**Information supplied:**

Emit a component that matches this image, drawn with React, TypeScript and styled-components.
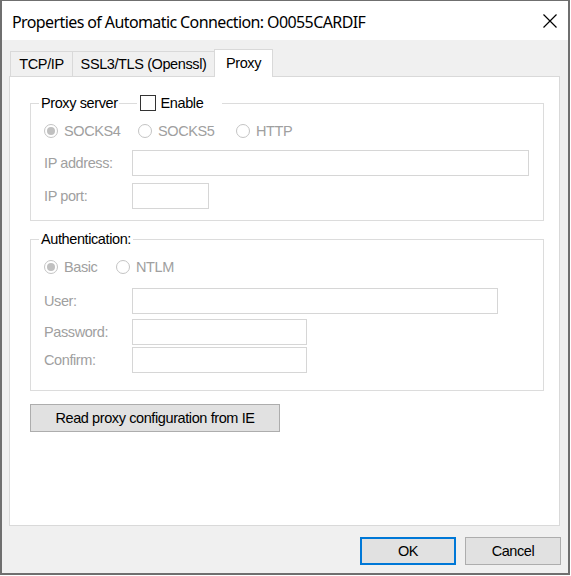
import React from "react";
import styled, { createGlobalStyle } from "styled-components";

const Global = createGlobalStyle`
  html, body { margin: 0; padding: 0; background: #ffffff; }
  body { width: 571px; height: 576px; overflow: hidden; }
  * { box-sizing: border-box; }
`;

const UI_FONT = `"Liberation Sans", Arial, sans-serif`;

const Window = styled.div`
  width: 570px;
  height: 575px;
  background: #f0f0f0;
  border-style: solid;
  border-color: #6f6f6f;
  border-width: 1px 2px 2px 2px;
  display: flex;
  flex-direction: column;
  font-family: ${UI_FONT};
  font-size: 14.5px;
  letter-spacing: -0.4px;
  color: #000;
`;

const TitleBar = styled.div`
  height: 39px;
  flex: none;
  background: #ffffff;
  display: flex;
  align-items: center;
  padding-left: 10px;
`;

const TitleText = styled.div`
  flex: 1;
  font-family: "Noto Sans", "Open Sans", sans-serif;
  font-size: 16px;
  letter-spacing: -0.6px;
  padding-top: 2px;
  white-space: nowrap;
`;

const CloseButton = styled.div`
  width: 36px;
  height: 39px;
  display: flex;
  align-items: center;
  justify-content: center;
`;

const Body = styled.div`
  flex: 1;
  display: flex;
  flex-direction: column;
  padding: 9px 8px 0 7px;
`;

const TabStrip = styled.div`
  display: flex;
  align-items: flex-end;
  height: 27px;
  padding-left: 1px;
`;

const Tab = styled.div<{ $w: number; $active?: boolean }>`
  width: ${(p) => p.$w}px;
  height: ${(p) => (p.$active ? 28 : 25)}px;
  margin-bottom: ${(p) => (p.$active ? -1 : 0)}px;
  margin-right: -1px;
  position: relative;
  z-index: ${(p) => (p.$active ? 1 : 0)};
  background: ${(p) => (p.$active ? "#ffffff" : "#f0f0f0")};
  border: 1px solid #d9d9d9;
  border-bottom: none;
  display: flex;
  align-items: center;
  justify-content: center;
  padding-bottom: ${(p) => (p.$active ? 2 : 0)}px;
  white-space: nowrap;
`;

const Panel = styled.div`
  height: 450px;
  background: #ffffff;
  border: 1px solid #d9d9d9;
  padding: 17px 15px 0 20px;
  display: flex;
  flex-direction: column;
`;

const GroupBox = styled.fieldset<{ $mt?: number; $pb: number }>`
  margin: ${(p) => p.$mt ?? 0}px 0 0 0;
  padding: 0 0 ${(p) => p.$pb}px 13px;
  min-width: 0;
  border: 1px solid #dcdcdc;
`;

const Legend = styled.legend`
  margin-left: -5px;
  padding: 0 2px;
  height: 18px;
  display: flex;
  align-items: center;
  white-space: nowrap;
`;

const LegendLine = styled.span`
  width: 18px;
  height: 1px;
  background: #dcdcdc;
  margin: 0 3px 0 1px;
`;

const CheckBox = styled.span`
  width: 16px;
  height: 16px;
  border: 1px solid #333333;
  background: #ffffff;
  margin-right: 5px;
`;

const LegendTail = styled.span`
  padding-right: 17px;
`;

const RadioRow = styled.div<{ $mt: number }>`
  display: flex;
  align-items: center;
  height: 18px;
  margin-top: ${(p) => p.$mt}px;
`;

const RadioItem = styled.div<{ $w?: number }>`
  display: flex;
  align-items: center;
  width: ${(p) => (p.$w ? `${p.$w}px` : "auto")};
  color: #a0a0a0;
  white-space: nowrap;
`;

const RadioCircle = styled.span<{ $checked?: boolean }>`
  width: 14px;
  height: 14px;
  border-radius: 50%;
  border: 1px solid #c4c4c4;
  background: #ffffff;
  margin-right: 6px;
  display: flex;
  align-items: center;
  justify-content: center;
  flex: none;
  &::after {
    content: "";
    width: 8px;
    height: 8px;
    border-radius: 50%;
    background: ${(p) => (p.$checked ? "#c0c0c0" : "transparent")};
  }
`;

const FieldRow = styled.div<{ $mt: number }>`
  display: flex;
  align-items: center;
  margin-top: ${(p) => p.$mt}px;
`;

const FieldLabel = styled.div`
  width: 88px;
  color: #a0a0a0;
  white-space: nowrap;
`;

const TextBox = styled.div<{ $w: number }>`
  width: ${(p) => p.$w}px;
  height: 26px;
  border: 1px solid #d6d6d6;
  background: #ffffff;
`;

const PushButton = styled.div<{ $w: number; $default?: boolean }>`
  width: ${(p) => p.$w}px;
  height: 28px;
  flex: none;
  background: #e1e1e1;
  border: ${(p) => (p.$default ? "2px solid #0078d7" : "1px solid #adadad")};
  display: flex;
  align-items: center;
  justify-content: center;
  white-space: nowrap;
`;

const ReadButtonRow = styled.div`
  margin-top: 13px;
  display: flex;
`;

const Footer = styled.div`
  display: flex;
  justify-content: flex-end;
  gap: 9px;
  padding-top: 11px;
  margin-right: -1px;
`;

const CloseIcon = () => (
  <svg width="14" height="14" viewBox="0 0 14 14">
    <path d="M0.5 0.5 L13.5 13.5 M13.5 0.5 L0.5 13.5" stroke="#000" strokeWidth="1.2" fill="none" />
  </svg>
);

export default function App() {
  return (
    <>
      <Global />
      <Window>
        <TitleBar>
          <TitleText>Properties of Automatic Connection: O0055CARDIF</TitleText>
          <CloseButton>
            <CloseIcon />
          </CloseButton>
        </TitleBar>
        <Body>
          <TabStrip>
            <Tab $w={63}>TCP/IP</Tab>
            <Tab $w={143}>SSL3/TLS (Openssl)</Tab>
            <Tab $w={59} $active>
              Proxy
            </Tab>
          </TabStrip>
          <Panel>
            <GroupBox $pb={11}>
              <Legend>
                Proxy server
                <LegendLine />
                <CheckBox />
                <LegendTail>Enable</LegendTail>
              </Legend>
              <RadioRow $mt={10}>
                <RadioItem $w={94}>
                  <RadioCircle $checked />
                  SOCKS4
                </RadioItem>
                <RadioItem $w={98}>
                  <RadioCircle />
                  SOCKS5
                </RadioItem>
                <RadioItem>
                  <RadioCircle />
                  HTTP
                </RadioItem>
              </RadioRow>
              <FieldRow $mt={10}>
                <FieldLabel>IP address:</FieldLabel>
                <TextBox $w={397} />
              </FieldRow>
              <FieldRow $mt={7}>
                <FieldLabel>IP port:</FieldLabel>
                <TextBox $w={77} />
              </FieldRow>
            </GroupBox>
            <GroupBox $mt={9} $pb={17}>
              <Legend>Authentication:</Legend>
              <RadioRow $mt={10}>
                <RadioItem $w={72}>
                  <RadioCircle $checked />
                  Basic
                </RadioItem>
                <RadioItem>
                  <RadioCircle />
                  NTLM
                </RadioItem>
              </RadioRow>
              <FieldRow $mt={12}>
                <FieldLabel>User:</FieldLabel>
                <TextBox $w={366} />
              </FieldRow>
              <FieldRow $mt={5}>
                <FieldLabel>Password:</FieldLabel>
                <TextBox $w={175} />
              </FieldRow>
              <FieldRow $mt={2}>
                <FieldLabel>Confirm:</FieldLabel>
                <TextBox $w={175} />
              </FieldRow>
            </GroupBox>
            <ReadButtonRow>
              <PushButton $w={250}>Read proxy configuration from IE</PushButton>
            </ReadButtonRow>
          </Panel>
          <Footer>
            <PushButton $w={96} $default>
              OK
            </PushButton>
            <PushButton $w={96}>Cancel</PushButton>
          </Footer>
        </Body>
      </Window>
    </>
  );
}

**What the task requires:**
Except for the pictures, reproduce every line exactly.

**Answer:**
Emit a component that matches this image, drawn with React, TypeScript and styled-components.
import React from "react";
import styled, { createGlobalStyle } from "styled-components";

const Global = createGlobalStyle`
  html, body { margin: 0; padding: 0; background: #ffffff; }
  body { width: 571px; height: 576px; overflow: hidden; }
  * { box-sizing: border-box; }
`;

const UI_FONT = `"Liberation Sans", Arial, sans-serif`;

const Window = styled.div`
  width: 570px;
  height: 575px;
  background: #f0f0f0;
  border-style: solid;
  border-color: #6f6f6f;
  border-width: 1px 2px 2px 2px;
  display: flex;
  flex-direction: column;
  font-family: ${UI_FONT};
  font-size: 14.5px;
  letter-spacing: -0.4px;
  color: #000;
`;

const TitleBar = styled.div`
  height: 39px;
  flex: none;
  background: #ffffff;
  display: flex;
  align-items: center;
  padding-left: 10px;
`;

const TitleText = styled.div`
  flex: 1;
  font-family: "Noto Sans", "Open Sans", sans-serif;
  font-size: 16px;
  letter-spacing: -0.6px;
  padding-top: 2px;
  white-space: nowrap;
`;

const CloseButton = styled.div`
  width: 36px;
  height: 39px;
  display: flex;
  align-items: center;
  justify-content: center;
`;

const Body = styled.div`
  flex: 1;
  display: flex;
  flex-direction: column;
  padding: 9px 8px 0 7px;
`;

const TabStrip = styled.div`
  display: flex;
  align-items: flex-end;
  height: 27px;
  padding-left: 1px;
`;

const Tab = styled.div<{ $w: number; $active?: boolean }>`
  width: ${(p) => p.$w}px;
  height: ${(p) => (p.$active ? 28 : 25)}px;
  margin-bottom: ${(p) => (p.$active ? -1 : 0)}px;
  margin-right: -1px;
  position: relative;
  z-index: ${(p) => (p.$active ? 1 : 0)};
  background: ${(p) => (p.$active ? "#ffffff" : "#f0f0f0")};
  border: 1px solid #d9d9d9;
  border-bottom: none;
  display: flex;
  align-items: center;
  justify-content: center;
  padding-bottom: ${(p) => (p.$active ? 2 : 0)}px;
  white-space: nowrap;
`;

const Panel = styled.div`
  height: 450px;
  background: #ffffff;
  border: 1px solid #d9d9d9;
  padding: 17px 15px 0 20px;
  display: flex;
  flex-direction: column;
`;

const GroupBox = styled.fieldset<{ $mt?: number; $pb: number }>`
  margin: ${(p) => p.$mt ?? 0}px 0 0 0;
  padding: 0 0 ${(p) => p.$pb}px 13px;
  min-width: 0;
  border: 1px solid #dcdcdc;
`;

const Legend = styled.legend`
  margin-left: -5px;
  padding: 0 2px;
  height: 18px;
  display: flex;
  align-items: center;
  white-space: nowrap;
`;

const LegendLine = styled.span`
  width: 18px;
  height: 1px;
  background: #dcdcdc;
  margin: 0 3px 0 1px;
`;

const CheckBox = styled.span`
  width: 16px;
  height: 16px;
  border: 1px solid #333333;
  background: #ffffff;
  margin-right: 5px;
`;

const LegendTail = styled.span`
  padding-right: 17px;
`;

const RadioRow = styled.div<{ $mt: number }>`
  display: flex;
  align-items: center;
  height: 18px;
  margin-top: ${(p) => p.$mt}px;
`;

const RadioItem = styled.div<{ $w?: number }>`
  display: flex;
  align-items: center;
  width: ${(p) => (p.$w ? `${p.$w}px` : "auto")};
  color: #a0a0a0;
  white-space: nowrap;
`;

const RadioCircle = styled.span<{ $checked?: boolean }>`
  width: 14px;
  height: 14px;
  border-radius: 50%;
  border: 1px solid #c4c4c4;
  background: #ffffff;
  margin-right: 6px;
  display: flex;
  align-items: center;
  justify-content: center;
  flex: none;
  &::after {
    content: "";
    width: 8px;
    height: 8px;
    border-radius: 50%;
    background: ${(p) => (p.$checked ? "#c0c0c0" : "transparent")};
  }
`;

const FieldRow = styled.div<{ $mt: number }>`
  display: flex;
  align-items: center;
  margin-top: ${(p) => p.$mt}px;
`;

const FieldLabel = styled.div`
  width: 88px;
  color: #a0a0a0;
  white-space: nowrap;
`;

const TextBox = styled.div<{ $w: number }>`
  width: ${(p) => p.$w}px;
  height: 26px;
  border: 1px solid #d6d6d6;
  background: #ffffff;
`;

const PushButton = styled.div<{ $w: number; $default?: boolean }>`
  width: ${(p) => p.$w}px;
  height: 28px;
  flex: none;
  background: #e1e1e1;
  border: ${(p) => (p.$default ? "2px solid #0078d7" : "1px solid #adadad")};
  display: flex;
  align-items: center;
  justify-content: center;
  white-space: nowrap;
`;

const ReadButtonRow = styled.div`
  margin-top: 13px;
  display: flex;
`;

const Footer = styled.div`
  display: flex;
  justify-content: flex-end;
  gap: 9px;
  padding-top: 11px;
  margin-right: -1px;
`;

const CloseIcon = () => (
  <svg width="14" height="14" viewBox="0 0 14 14">
    <path d="M0.5 0.5 L13.5 13.5 M13.5 0.5 L0.5 13.5" stroke="#000" strokeWidth="1.2" fill="none" />
  </svg>
);

export default function App() {
  return (
    <>
      <Global />
      <Window>
        <TitleBar>
          <TitleText>Properties of Automatic Connection: O0055CARDIF</TitleText>
          <CloseButton>
            <CloseIcon />
          </CloseButton>
        </TitleBar>
        <Body>
          <TabStrip>
            <Tab $w={63}>TCP/IP</Tab>
            <Tab $w={143}>SSL3/TLS (Openssl)</Tab>
            <Tab $w={59} $active>
              Proxy
            </Tab>
          </TabStrip>
          <Panel>
            <GroupBox $pb={11}>
              <Legend>
                Proxy server
                <LegendLine />
                <CheckBox />
                <LegendTail>Enable</LegendTail>
              </Legend>
              <RadioRow $mt={10}>
                <RadioItem $w={94}>
                  <RadioCircle $checked />
                  SOCKS4
                </RadioItem>
                <RadioItem $w={98}>
                  <RadioCircle />
                  SOCKS5
                </RadioItem>
                <RadioItem>
                  <RadioCircle />
                  HTTP
                </RadioItem>
              </RadioRow>
              <FieldRow $mt={10}>
                <FieldLabel>IP address:</FieldLabel>
                <TextBox $w={397} />
              </FieldRow>
              <FieldRow $mt={7}>
                <FieldLabel>IP port:</FieldLabel>
                <TextBox $w={77} />
              </FieldRow>
            </GroupBox>
            <GroupBox $mt={9} $pb={17}>
              <Legend>Authentication:</Legend>
              <RadioRow $mt={10}>
                <RadioItem $w={72}>
                  <RadioCircle $checked />
                  Basic
                </RadioItem>
                <RadioItem>
                  <RadioCircle />
                  NTLM
                </RadioItem>
              </RadioRow>
              <FieldRow $mt={12}>
                <FieldLabel>User:</FieldLabel>
                <TextBox $w={366} />
              </FieldRow>
              <FieldRow $mt={5}>
                <FieldLabel>Password:</FieldLabel>
                <TextBox $w={175} />
              </FieldRow>
              <FieldRow $mt={2}>
                <FieldLabel>Confirm:</FieldLabel>
                <TextBox $w={175} />
              </FieldRow>
            </GroupBox>
            <ReadButtonRow>
              <PushButton $w={250}>Read proxy configuration from IE</PushButton>
            </ReadButtonRow>
          </Panel>
          <Footer>
            <PushButton $w={96} $default>
              OK
            </PushButton>
            <PushButton $w={96}>Cancel</PushButton>
          </Footer>
        </Body>
      </Window>
    </>
  );
}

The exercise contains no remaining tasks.